Words mean things. "Equal" means something. It means "of the same value". Two men having sex may be "equivalent" to a man and a woman having sex, but it is not "equal". Two people shacking up together does not have the same social value as two people who have committed to one another before God and Man in marriage. Claiming that those two things are “equal”, that is, of equal value, devalues that choice which is really of greater value by pretending that it is not. Thus a logical case can be made that treating co-habitation as equal to marriage unjustly de-values marriage. Equal protection should not mean that all choices are equal, just that the law will protect even people who make disfavored choices or belong to disfavored groups.

Equal protection means just that, protection. It has nothing to do with what activities the law condemns. It has everything to do with the government protecting the victims of crimes by punishing those who victimized them. If crimes against blacks or gays were not investigated, or prosecuted, then they don't have equal protection. They should, that is what Equal Protection is all about.

For that matter, even drug dealers and muggers should be protected by the law. If someone just decided to blow them away because “they were criminals anyway” the law would take offense. And it should take offense because even those whose behavior is in disfavor in one area still have the right to Equal Protection under the law. As applied to this case, it does not mean that the People don’t have the authority to decide what we want to honor and recognize as a valid marriage. 

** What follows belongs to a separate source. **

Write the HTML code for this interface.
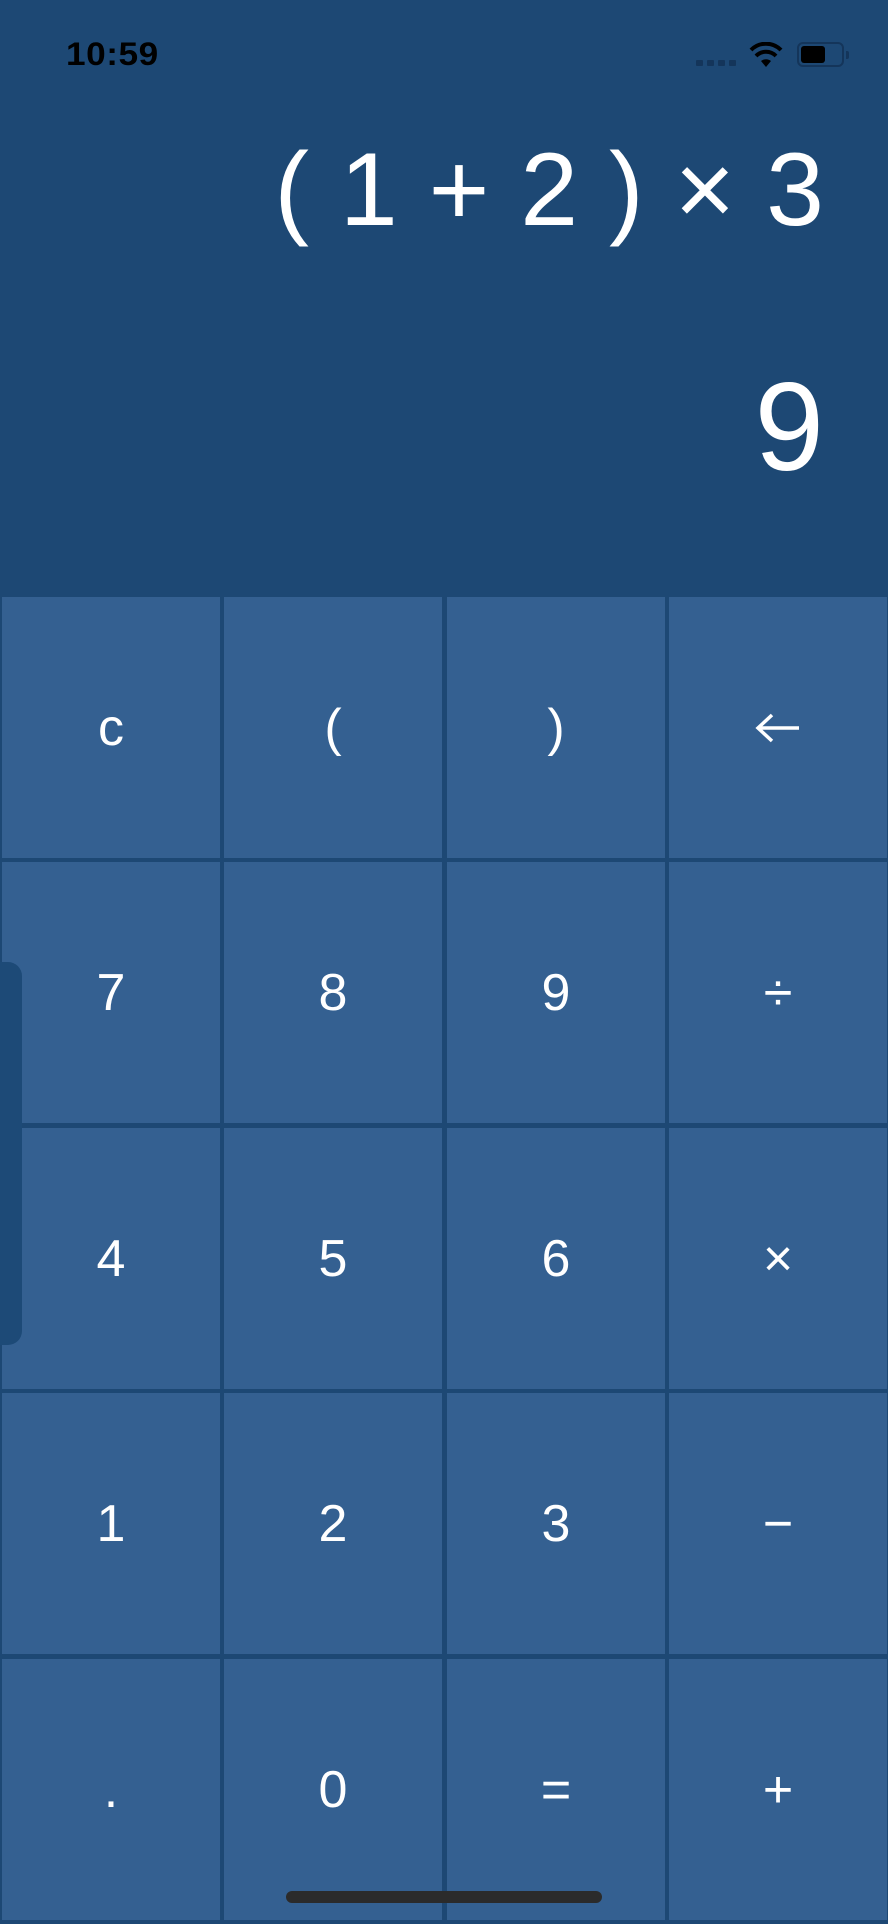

So in summary, Due Process is not a blank check for activist judges to throw out the substance of laws passed by the People. Rather it means that agents of the government should follow their own laws in enforcing the law. Equal protection does not mean that the law must treat all choices, marriage, co-habitation, necrophilia, drug-use, etc…., as equal as regards to eligibility to adopt children. It simply means that that the law should protect disfavored groups equally, even while the People retain the right to make certain choices and activities illegal or legally disfavored.